My father served in the Royal Air Force during that war. Indeed, he was a Navigator in a bomber. But he was never in Bomber Command, serving instead in 101 Squadron, which dropped supplies to resistance fighters, towed gliders or dropped paratroops.

Leonard Beeson
Bomber Navigator but never a terror bomber

He often said he was relieved that he’d never taken part in any of the raids on cities. He was forever grateful that he had, by good fortune, avoided being involved in terrorism.

So it shocks me that we still have a statue to the main architect of that terrorism in one of the great streets of the British capital.

The key issue today is to teach us all that Black Lives Matter. So let’s get rid of the statues of the slave trade traders and deniers of freedom, today.

But tomorrow? Perhaps we can move on and learn to stop honouring our terrorists either. After all, we need to remember the role these people played in history, but we don’t need to honour them with monuments.

Sunday, 25 September 2016

Bristol and reminders of colonialism

Bristol, in the West of England, has a distinctive accent with, as a particular characteristic, a tendency to add an ‘l’ to words that end with a vowel. “Africal,” they apparently say there, “is a malarial areal.”

It was fun to be there this weekend, partly because we saw friends I liked already but whom I shall miss even more after the wonderful time we’ve just spent with them. But the visit was also a success for allowing me at last to get to know the city well: I’ve been there at least a dozen times, but usually on fleeting visits, for work, turning up in the morning and clearing off again in the evening.

Not this time. We walked around the place, we sat on the top floor of an open-top bus like any tourists, we even took a boat trip around the harbour. Boat tours are particularly striking because they give such a lovely view of a city, from below, but also in the case of Bristol, because they show the might of the city as a port. It was seagoing trade that made Bristol great, as it did those other fine cities, Liverpool in north west England, or Nantes in western France – and predominantly in the same kind of trade: slaves. So many suffered and died in the past to make some wonderful cities today.
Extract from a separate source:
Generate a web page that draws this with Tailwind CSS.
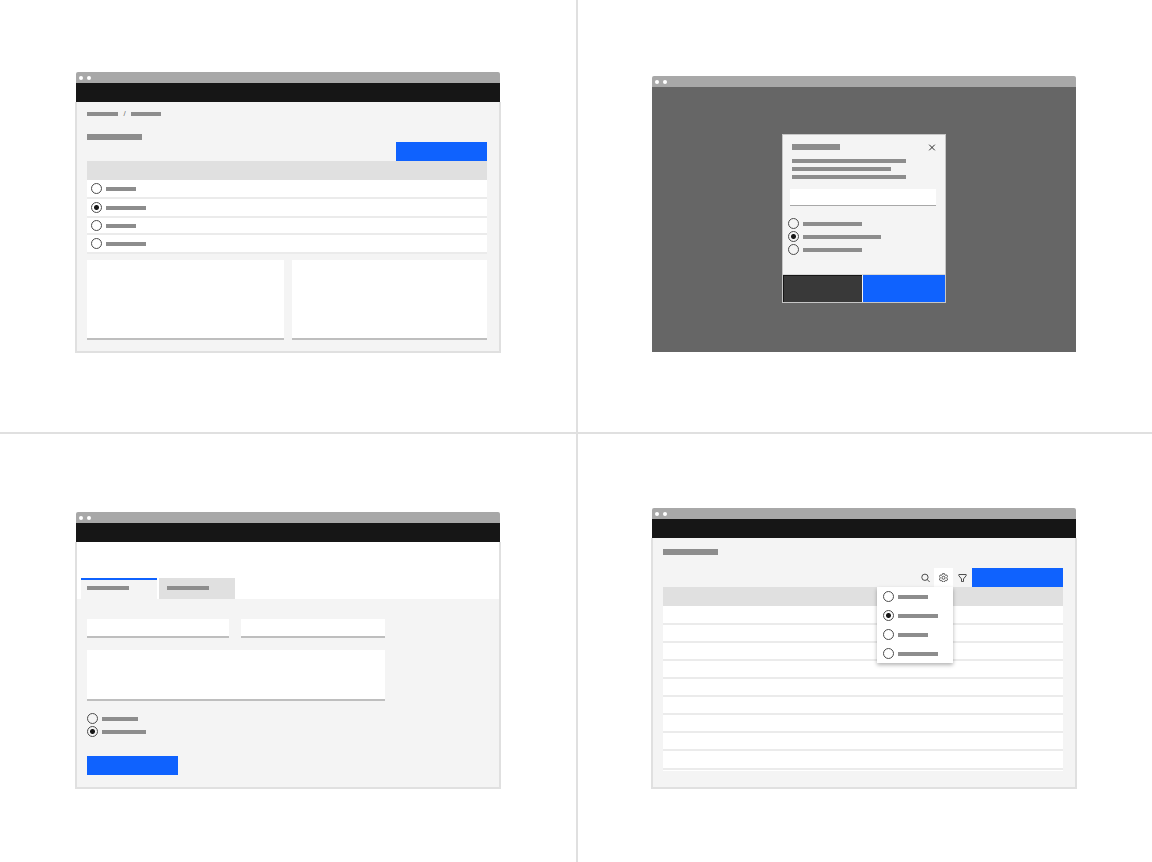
<!DOCTYPE html>
<html lang="en">
<head>
  <meta charset="UTF-8" />
  <meta name="viewport" content="width=device-width, initial-scale=1.0" />
  <title>Radio button placement</title>
  <script src="https://cdn.jsdelivr.net/npm/@tailwindcss/browser@4"></script>
</head>
<body class="bg-white font-['Liberation_Sans',sans-serif] text-[#161616]">

<main class="min-h-screen grid grid-cols-2">

  <!-- Radio buttons in a table -->
  <section class="px-[75px] pt-[72px] pb-[79px]">
    <div class="mx-px">
      <div class="flex items-center gap-1 h-[11px] px-[3px] bg-[#a8a8a8] rounded-t-xs">
        <span class="size-1 rounded-full bg-white"></span>
        <span class="size-1 rounded-full bg-white"></span>
      </div>
      <header class="h-[19px] bg-[#161616]"></header>
    </div>
    <div class="border-x-2 border-b-2 border-[#e0e0e0] bg-[#f4f4f4] pl-[10px] pr-3 pt-[10px] pb-[11px]">
      <nav class="flex items-center h-1" aria-label="Breadcrumb">
        <a href="#" aria-label="Section" class="w-[31px] h-1 bg-[#8d8d8d]"></a>
        <span class="w-[13px] text-center text-[8px] leading-none text-[#6f6f6f]">/</span>
        <a href="#" aria-label="Page" class="w-[30px] h-1 bg-[#8d8d8d]"></a>
      </nav>
      <h2 class="mt-[18px] w-[55px] h-[6px] bg-[#8d8d8d]" aria-label="Title"></h2>
      <div class="mt-[2px] flex justify-end">
        <button class="w-[91px] h-[19px] bg-[#0f62fe]" aria-label="Primary action"></button>
      </div>
      <table class="w-full border-separate border-spacing-0 leading-none">
        <thead>
          <tr><th class="h-[19px] p-0 bg-[#e0e0e0]" aria-label="Name"></th></tr>
        </thead>
        <tbody>
          <tr>
            <td class="h-[19px] p-0 bg-white border-b-2 border-[#ebebeb]">
              <label class="flex items-center gap-1 pl-1">
                <input type="radio" name="row" aria-label="Row 1" class="appearance-none size-[11px] rounded-full border border-[#4c4c4c] checked:bg-[radial-gradient(circle,#161616_2px,transparent_3px)]" />
                <span class="w-[30px] h-1 bg-[#8d8d8d]"></span>
              </label>
            </td>
          </tr>
          <tr>
            <td class="h-[19px] p-0 bg-white border-b-2 border-[#ebebeb]">
              <label class="flex items-center gap-1 pl-1">
                <input type="radio" name="row" aria-label="Row 2" checked class="appearance-none size-[11px] rounded-full border border-[#4c4c4c] checked:bg-[radial-gradient(circle,#161616_2px,transparent_3px)]" />
                <span class="w-[40px] h-1 bg-[#8d8d8d]"></span>
              </label>
            </td>
          </tr>
          <tr>
            <td class="h-[17px] p-0 bg-white border-b-2 border-[#ebebeb]">
              <label class="flex items-center gap-1 pl-1">
                <input type="radio" name="row" aria-label="Row 3" class="appearance-none size-[11px] rounded-full border border-[#4c4c4c] checked:bg-[radial-gradient(circle,#161616_2px,transparent_3px)]" />
                <span class="w-[30px] h-1 bg-[#8d8d8d]"></span>
              </label>
            </td>
          </tr>
          <tr>
            <td class="h-[19px] p-0 bg-white border-b-2 border-[#ebebeb]">
              <label class="flex items-center gap-1 pl-1">
                <input type="radio" name="row" aria-label="Row 4" class="appearance-none size-[11px] rounded-full border border-[#4c4c4c] checked:bg-[radial-gradient(circle,#161616_2px,transparent_3px)]" />
                <span class="w-[40px] h-1 bg-[#8d8d8d]"></span>
              </label>
            </td>
          </tr>
        </tbody>
      </table>
      <div class="mt-[6px] grid grid-cols-[197fr_195fr] gap-2">
        <textarea aria-label="Description" class="block w-full h-[80px] resize-none bg-white border-b-2 border-[#bebebe]"></textarea>
        <textarea aria-label="Notes" class="block w-full h-[80px] resize-none bg-white border-b-2 border-[#bebebe]"></textarea>
      </div>
    </div>
  </section>

  <!-- Radio buttons in a modal -->
  <section class="border-l-2 border-[#e0e0e0] pl-[74px] pr-[76px] pt-[76px] pb-[80px]">
    <div class="flex items-center gap-1 h-[11px] px-[3px] bg-[#a8a8a8] rounded-t-xs">
      <span class="size-1 rounded-full bg-white"></span>
      <span class="size-1 rounded-full bg-white"></span>
    </div>
    <div class="bg-[#666666] pt-[47px] pb-[49px]">
      <div role="dialog" aria-label="Modal" class="mx-auto w-[164px] border border-[#c6c6c6] bg-[#f4f4f4]">
        <div class="flex items-center justify-between h-[6px] mt-[9px] pl-[9px] pr-[9px]">
          <h2 class="w-[48px] h-[6px] bg-[#8d8d8d]" aria-label="Title"></h2>
          <button aria-label="Close" class="shrink-0">
            <svg class="block size-2" viewBox="0 0 8 8" fill="none" stroke="#161616" stroke-width="0.9"><path d="M1.2 1.7l5.6 5.6M6.8 1.7L1.2 7.3" /></svg>
          </button>
        </div>
        <div class="mt-[9px] px-[9px] flex flex-col gap-[4px]">
          <span class="w-[114px] h-1 bg-[#8d8d8d]"></span>
          <span class="w-[99px] h-1 bg-[#8d8d8d]"></span>
          <span class="w-[114px] h-1 bg-[#8d8d8d]"></span>
        </div>
        <div class="mt-[10px] pl-[7px] pr-[9px]">
          <input type="text" aria-label="Name" class="block w-full h-[17px] bg-white border-b border-[#a8a8a8]" />
        </div>
        <fieldset class="mt-3 pl-[5px] flex flex-col gap-[2px]" aria-label="Options">
          <label class="flex items-center gap-1">
            <input type="radio" name="modal" aria-label="Option 1" class="appearance-none size-[11px] rounded-full border border-[#4c4c4c] checked:bg-[radial-gradient(circle,#161616_2px,transparent_3px)]" />
            <span class="w-[59px] h-1 bg-[#8d8d8d]"></span>
          </label>
          <label class="flex items-center gap-1">
            <input type="radio" name="modal" aria-label="Option 2" checked class="appearance-none size-[11px] rounded-full border border-[#4c4c4c] checked:bg-[radial-gradient(circle,#161616_2px,transparent_3px)]" />
            <span class="w-[78px] h-1 bg-[#8d8d8d]"></span>
          </label>
          <label class="flex items-center gap-1">
            <input type="radio" name="modal" aria-label="Option 3" class="appearance-none size-[11px] rounded-full border border-[#4c4c4c] checked:bg-[radial-gradient(circle,#161616_2px,transparent_3px)]" />
            <span class="w-[59px] h-1 bg-[#8d8d8d]"></span>
          </label>
        </fieldset>
        <div class="mt-[19px] flex gap-px border-t border-[#d8d8d8]">
          <button aria-label="Cancel" class="w-[79px] h-[27px] bg-[#393939] border-l border-t border-[#161616]"></button>
          <button aria-label="Save" class="flex-1 h-[27px] bg-[#0f62fe]"></button>
        </div>
      </div>
    </div>
  </section>

  <!-- Radio buttons in a form -->
  <section class="border-t-2 border-[#e0e0e0] px-[75px] pt-[78px] pb-[73px]">
    <div class="mx-px">
      <div class="flex items-center gap-1 h-[11px] px-[3px] bg-[#a8a8a8] rounded-t-xs">
        <span class="size-1 rounded-full bg-white"></span>
        <span class="size-1 rounded-full bg-white"></span>
      </div>
      <header class="h-[19px] bg-[#161616]"></header>
    </div>
    <div class="border-x-2 border-b-2 border-[#e0e0e0]">
      <div role="tablist" class="flex gap-[2px] pt-[36px] pl-1 bg-white">
        <button role="tab" aria-selected="true" aria-label="Tab 1" class="flex items-start w-[76px] h-[21px] pl-[6px] pt-[6px] bg-[#f4f4f4] border-t-2 border-[#0f62fe]">
          <span class="w-[42px] h-1 bg-[#8d8d8d]"></span>
        </button>
        <button role="tab" aria-selected="false" aria-label="Tab 2" class="flex items-start w-[76px] h-[21px] pl-2 pt-2 bg-[#e0e0e0]">
          <span class="w-[42px] h-1 bg-[#8d8d8d]"></span>
        </button>
      </div>
      <form class="bg-[#f4f4f4] pl-[10px] pt-5 pb-3">
        <div class="w-[298px]">
          <div class="grid grid-cols-[142fr_144fr] gap-3">
            <input type="text" aria-label="First name" class="block w-full h-[19px] bg-white border-b-2 border-[#bebebe]" />
            <input type="text" aria-label="Last name" class="block w-full h-[19px] bg-white border-b-2 border-[#bebebe]" />
          </div>
          <textarea aria-label="Comments" class="mt-3 block w-full h-[51px] resize-none bg-white border-b-2 border-[#bebebe]"></textarea>
        </div>
        <fieldset class="mt-3 flex flex-col gap-[2px]" aria-label="Options">
          <label class="flex items-center gap-1">
            <input type="radio" name="form" aria-label="Option 1" class="appearance-none size-[11px] rounded-full border border-[#4c4c4c] checked:bg-[radial-gradient(circle,#161616_2px,transparent_3px)]" />
            <span class="w-[36px] h-1 bg-[#8d8d8d]"></span>
          </label>
          <label class="flex items-center gap-1">
            <input type="radio" name="form" aria-label="Option 2" checked class="appearance-none size-[11px] rounded-full border border-[#4c4c4c] checked:bg-[radial-gradient(circle,#161616_2px,transparent_3px)]" />
            <span class="w-[44px] h-1 bg-[#8d8d8d]"></span>
          </label>
        </fieldset>
        <button type="button" aria-label="Submit" class="mt-[19px] block w-[91px] h-[19px] bg-[#0f62fe]"></button>
      </form>
    </div>
  </section>

  <!-- Radio buttons in a settings menu -->
  <section class="border-l-2 border-t-2 border-[#e0e0e0] pl-[73px] pr-[75px] pt-[74px] pb-[73px]">
    <div class="mx-px">
      <div class="flex items-center gap-1 h-[11px] px-[3px] bg-[#a8a8a8] rounded-t-xs">
        <span class="size-1 rounded-full bg-white"></span>
        <span class="size-1 rounded-full bg-white"></span>
      </div>
      <header class="h-[19px] bg-[#161616]"></header>
    </div>
    <div class="border-x-2 border-b-2 border-[#e0e0e0] bg-[#f4f4f4] pl-[10px] pr-3 pt-[11px] pb-4">
      <h2 class="w-[55px] h-[6px] bg-[#8d8d8d]" aria-label="Title"></h2>
      <div class="mt-[13px] flex justify-end">
        <button aria-label="Search" class="flex items-center justify-center w-[17px] h-[19px]">
          <svg class="size-[9px]" viewBox="0 0 16 16" fill="none" stroke="#393939" stroke-width="1.6"><circle cx="7" cy="7.6" r="5.6" /><path d="M11 11.600l4.400 4.400" /></svg>
        </button>
        <div class="relative">
          <button aria-label="Settings" aria-expanded="true" class="flex items-center justify-center w-[19px] h-[19px] bg-white">
            <svg class="size-[9px]" viewBox="0 0 16 16" fill="none" stroke="#393939" stroke-width="1.5" stroke-linejoin="round">
              <path d="M6.200 1.200h3.600l.6 2.100 1.200.7 2.100-.5 1.700 3-1.500 1.500v1.200l1.500 1.500-1.700 3-2.100-.5-1.200.7-.6 2.100H6.200l-.6-2.100-1.200-.7-2.100.5-1.700-3 1.500-1.500V8l-1.500-1.500 1.700-3 2.100.5 1.200-.7z" /><circle cx="8" cy="8.500" r="2.700" />
            </svg>
          </button>
          <div class="absolute right-0 top-full w-[76px] bg-white shadow-[0_2px_4px_rgba(0,0,0,0.3)]">
            <label class="flex items-center gap-1 h-[19px] pl-[6px]">
              <input type="radio" name="menu" aria-label="Setting 1" class="appearance-none size-[11px] rounded-full border border-[#4c4c4c] checked:bg-[radial-gradient(circle,#161616_2px,transparent_3px)]" />
              <span class="w-[30px] h-1 bg-[#8d8d8d]"></span>
            </label>
            <label class="flex items-center gap-1 h-[19px] pl-[6px]">
              <input type="radio" name="menu" aria-label="Setting 2" checked class="appearance-none size-[11px] rounded-full border border-[#4c4c4c] checked:bg-[radial-gradient(circle,#161616_2px,transparent_3px)]" />
              <span class="w-[40px] h-1 bg-[#8d8d8d]"></span>
            </label>
            <label class="flex items-center gap-1 h-[19px] pl-[6px]">
              <input type="radio" name="menu" aria-label="Setting 3" class="appearance-none size-[11px] rounded-full border border-[#4c4c4c] checked:bg-[radial-gradient(circle,#161616_2px,transparent_3px)]" />
              <span class="w-[30px] h-1 bg-[#8d8d8d]"></span>
            </label>
            <label class="flex items-center gap-1 h-[19px] pl-[6px]">
              <input type="radio" name="menu" aria-label="Setting 4" class="appearance-none size-[11px] rounded-full border border-[#4c4c4c] checked:bg-[radial-gradient(circle,#161616_2px,transparent_3px)]" />
              <span class="w-[40px] h-1 bg-[#8d8d8d]"></span>
            </label>
          </div>
        </div>
        <button aria-label="Filter" class="flex items-center justify-center w-[19px] h-[19px]">
          <svg class="size-[9px]" viewBox="0 0 16 16" fill="none" stroke="#393939" stroke-width="1.6" stroke-linejoin="round"><path d="M1.500 2.700h13v2L9.800 10.500v4.800H6.200v-4.800L1.500 4.700z" /></svg>
        </button>
        <button class="w-[91px] h-[19px] bg-[#0f62fe]" aria-label="Primary action"></button>
      </div>
      <table class="w-full border-separate border-spacing-0 leading-none border-b border-white">
        <thead>
          <tr><th class="h-[19px] p-0 bg-[#e0e0e0]" aria-label="Name"></th></tr>
        </thead>
        <tbody>
          <tr><td class="h-[19px] p-0 bg-white border-b-2 border-[#ebebeb]"></td></tr>
          <tr><td class="h-[18px] p-0 bg-white border-b-2 border-[#ebebeb]"></td></tr>
          <tr><td class="h-[18px] p-0 bg-white border-b-2 border-[#ebebeb]"></td></tr>
          <tr><td class="h-[18px] p-0 bg-white border-b-2 border-[#ebebeb]"></td></tr>
          <tr><td class="h-[18px] p-0 bg-white border-b-2 border-[#ebebeb]"></td></tr>
          <tr><td class="h-[18px] p-0 bg-white border-b-2 border-[#ebebeb]"></td></tr>
          <tr><td class="h-[18px] p-0 bg-white border-b-2 border-[#ebebeb]"></td></tr>
          <tr><td class="h-[18px] p-0 bg-white border-b-2 border-[#ebebeb]"></td></tr>
          <tr><td class="h-[19px] p-0 bg-white border-b-2 border-[#ebebeb]"></td></tr>
        </tbody>
      </table>
    </div>
  </section>

</main>

</body>
</html>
Edward Colston commemorated in Bristol
as a humanitarian and philanthropist
Thanks for a fortune made by enslaving Africans
What struck me most, though, was the guide on the bus, who spoke with the unmistakeable local accent. Though what touched me about that accent wasn’t hearing it there, but the memory it evoked of a time I heard it once before.

For many years, I travelled regularly to Northern Ireland for work. It was the time of the troubles and, though I never witnessed an attack, the atmosphere was strongly moulded by the threat: police stations were fortified, police looked like soldiers, soldiers were out doing police work. I became friendly with a particular taxi driver who regularly picked me up from the airport and ran me back at the end of my trip, and he would show me around the place too, including some districts which he entered with some reluctance, and left with equivalent alacrity.

One night, as he was driving me back to Aldegrove, Belfast International airport, out in the country south of Belfast, we were stopped by an army patrol. At least, I assume it was a patrol, though we only saw one soldier.

It was dark and the road was deserted. As he came over to the driver’s window, the soldier, helmeted, flak-jacketed, with a machine gun on his hip, looked the model of the arrogant warrior. But then he crouched down and we could see his face. He must have been nineteen. And then he spoke.

It was that accent. Bristol. Pure and round and unmistakeable.

And all I could think was, “what on Earth are you doing here? Young, totally uninvolved in these troubles, from a place not that many miles away but in a different world, policing an emergency in which you have absolutely no interest. Out on a dark road, at night, a figure of oppression to the opponents of a power exercised by people you’ve never met, and a target yourself.”

I’ve never felt the tragedy of colonialism more strongly.